Justin Wilson, Darren O'Day and Aroldis Chapman completed a five-hitter. Chapman worked the ninth in his first save chance this season, and the Yankees got back to .500 at 5-5 by winning consecutive games for only the second time this season.
Ray allowed two runs, three hits, three walks and struck out three over five innings in his first start of the season after being sidelined late in spring training by a bruised elbow. He was carrying his child down the stairs at his rental home when he slipped and fell. Ray's child was uninjured in the fall.
Five Toronto pitchers held the Yankees to four hits.
It was the fourth game for Toronto at TD Ballpark this season and the first that counted there for the Yankees.
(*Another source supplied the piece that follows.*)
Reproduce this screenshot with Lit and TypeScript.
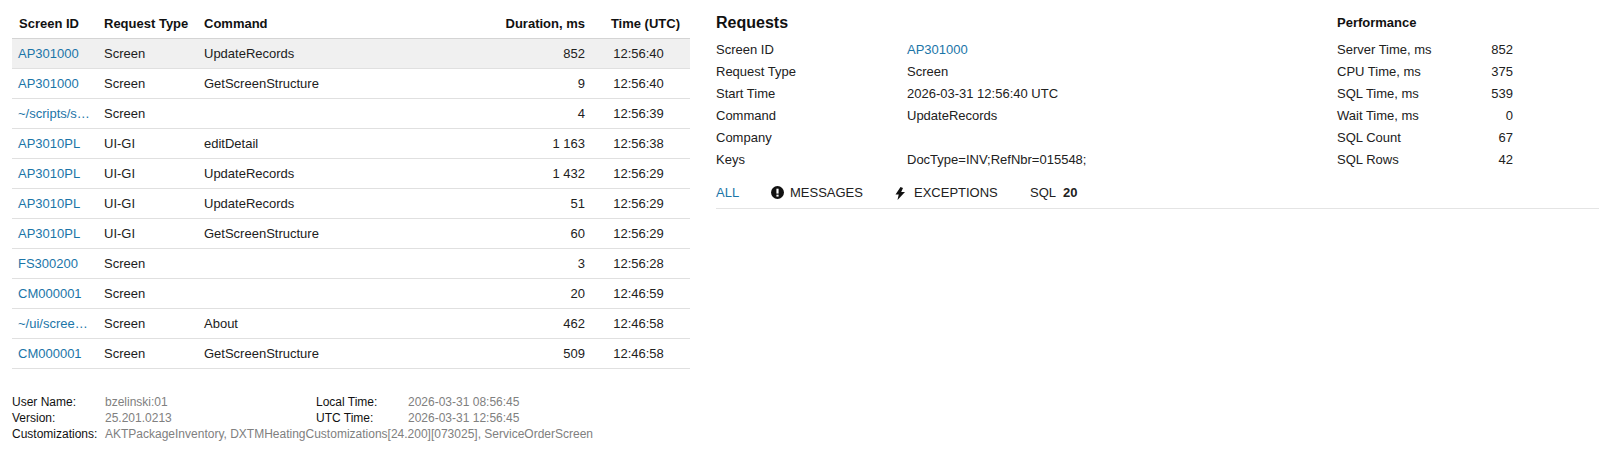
import { LitElement, html, css } from "lit";
import { customElement } from "lit/decorators.js";

const rows = [
  ["AP301000", "Screen", "UpdateRecords", "852", "12:56:40"],
  ["AP301000", "Screen", "GetScreenStructure", "9", "12:56:40"],
  ["~/scripts/s…", "Screen", "", "4", "12:56:39"],
  ["AP3010PL", "UI-GI", "editDetail", "1 163", "12:56:38"],
  ["AP3010PL", "UI-GI", "UpdateRecords", "1 432", "12:56:29"],
  ["AP3010PL", "UI-GI", "UpdateRecords", "51", "12:56:29"],
  ["AP3010PL", "UI-GI", "GetScreenStructure", "60", "12:56:29"],
  ["FS300200", "Screen", "", "3", "12:56:28"],
  ["CM000001", "Screen", "", "20", "12:46:59"],
  ["~/ui/scree…", "Screen", "About", "462", "12:46:58"],
  ["CM000001", "Screen", "GetScreenStructure", "509", "12:46:58"],
];
const details: [string, string, boolean?][] = [
  ["Screen ID", "AP301000", true],
  ["Request Type", "Screen"],
  ["Start Time", "2026-03-31 12:56:40 UTC"],
  ["Command", "UpdateRecords"],
  ["Company", ""],
  ["Keys", "DocType=INV;RefNbr=015548;"],
];
const perf = [
  ["Server Time, ms", "852"],
  ["CPU Time, ms", "375"],
  ["SQL Time, ms", "539"],
  ["Wait Time, ms", "0"],
  ["SQL Count", "67"],
  ["SQL Rows", "42"],
];

@customElement("app-root")
export class AppRoot extends LitElement {
  static styles = css`
    :host {
      display: flex;
      width: 1599px;
      height: 457px;
      overflow: hidden;
      background: #fff;
      font-family: "Liberation Sans", Arial, sans-serif;
      font-size: 13px;
      color: #212121;
    }
    .left { width: 678px; margin-left: 12px; flex: none; }
    .row {
      display: grid;
      grid-template-columns: 92px 100px 1fr 81px 105px;
      height: 30px;
      align-items: center;
      box-sizing: border-box;
      border-bottom: 1px solid #e0e0e0;
    }
    .row.head { height: 39px; padding-top: 9px; font-weight: 700; color: #111; border-bottom: 1px solid #d4d4d4; }
    .row.head > span:first-child { padding-left: 7px; }
    .row.sel { background: #f0f0f0; }
    .id { padding-left: 6px; }
    a { color: #1b75a8; text-decoration: none; }
    .num { text-align: right; }
    .time { text-align: center; padding-left: 2px; }
    .row.head .num { white-space: nowrap; direction: rtl; }
    .row.head .time { white-space: nowrap; padding-left: 0; text-align: right; padding-right: 10px; }
    .foot {
      display: grid;
      grid-template-columns: 93px 211px 92px 1fr;
      margin-top: 25px;
      font-size: 12px;
      line-height: 16px;
      color: #111;
    }
    .foot .v { color: #808080; }
    .foot .wide { grid-column: 2 / 5; }
    .right { flex: 1; margin-left: 26px; min-width: 0; }
    .top { display: flex; }
    .reqs { width: 621px; }
    h2 { margin: 0; font-size: 16px; line-height: 20px; padding-top: 13px; padding-bottom: 5px; color: #111; font-weight: 700; }
    h3 { margin: 0; font-size: 13px; line-height: 20px; padding-top: 13px; padding-bottom: 5px; color: #111; font-weight: 700; }
    .kv { display: grid; height: 22px; align-items: center; }
    .reqs .kv { grid-template-columns: 191px 1fr; }
    .perf .kv { grid-template-columns: 150px 26px; width: 176px; }
    .perf .kv span:last-child { text-align: right; }
    .tabs {
      display: flex;
      align-items: center;
      height: 40px;
      border-bottom: 1px solid #e4e4e4;
      margin-top: -1px;
      box-sizing: border-box;
      padding-top: 7px;
    }
    .tab { display: flex; align-items: center; white-space: nowrap; }
    .tab svg { margin-right: 6px; display: block; }
    .tab svg.bolt { margin-right: 8px; margin-top: 3px; }
    .tab b { margin-left: 7px; }
    .t1 { width: 55px; }
    .t2 { width: 122px; }
    .t3 { width: 137px; }
  `;

  render() {
    return html`
      <div class="left">
        <div class="row head">
          <span>Screen ID</span><span>Request Type</span><span>Command</span>
          <span class="num"><bdi>Duration, ms</bdi></span><span class="time">Time (UTC)</span>
        </div>
        ${rows.map(
          (r, i) => html`<div class="row ${i === 0 ? "sel" : ""}">
            <span class="id"><a href="#">${r[0]}</a></span><span>${r[1]}</span><span>${r[2]}</span>
            <span class="num">${r[3]}</span><span class="time">${r[4]}</span>
          </div>`
        )}
        <div class="foot">
          <span>User Name:</span><span class="v">bzelinski:01</span><span>Local Time:</span><span class="v">2026-03-31 08:56:45</span>
          <span>Version:</span><span class="v">25.201.0213</span><span>UTC Time:</span><span class="v">2026-03-31 12:56:45</span>
          <span>Customizations:</span><span class="v wide">AKTPackageInventory, DXTMHeatingCustomizations[24.200][073025], ServiceOrderScreen</span>
        </div>
      </div>
      <div class="right">
        <div class="top">
          <div class="reqs">
            <h2>Requests</h2>
            ${details.map(
              (d) => html`<div class="kv"><span>${d[0]}</span><span>${d[2] ? html`<a href="#">${d[1]}</a>` : d[1]}</span></div>`
            )}
          </div>
          <div class="perf">
            <h3>Performance</h3>
            ${perf.map((p) => html`<div class="kv"><span>${p[0]}</span><span>${p[1]}</span></div>`)}
          </div>
        </div>
        <div class="tabs">
          <a class="tab t1" href="#">ALL</a>
          <span class="tab t2">
            <svg width="13" height="13" viewBox="0 0 12 12"><circle cx="6" cy="6" r="6" fill="#111"/><rect x="5" y="2.5" width="2" height="4.5" fill="#fff"/><rect x="5" y="8" width="2" height="1.8" fill="#fff"/></svg>MESSAGES
          </span>
          <span class="tab t3">
            <svg class="bolt" width="13" height="13" viewBox="0 0 13 13"><path d="M7.500 0 2.500 7.500h3.200L4.500 13 12 5H8.200L10 1z" fill="#111"/></svg>EXCEPTIONS
          </span>
          <span class="tab">SQL<b>20</b></span>
        </div>
      </div>
    `;
  }
}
The Blue Jays are playing at their spring training home through May due to Covid-19 restrictions in Canada, then appear likely to return to Buffalo, New York, the ballpark of their Triple-A team and Toronto's home during the shortened 2020 season.
"I guess I'm kind of indifferent to that," Cole said about pitching in Dunedin. "It was fine."
Cole threw 42 pitches in the first two innings before settling down and needing 56 in his next four.
He allowed Randal Grichuk's RBI grounder in the first. He worked out of a two-on, no-out jam during the second by striking out Alejandro Kirk, Josh Palacios and Marcus Semien.
Grichuk opened the ninth with a double off Chapman but left stranded when the closer retired his next three batters.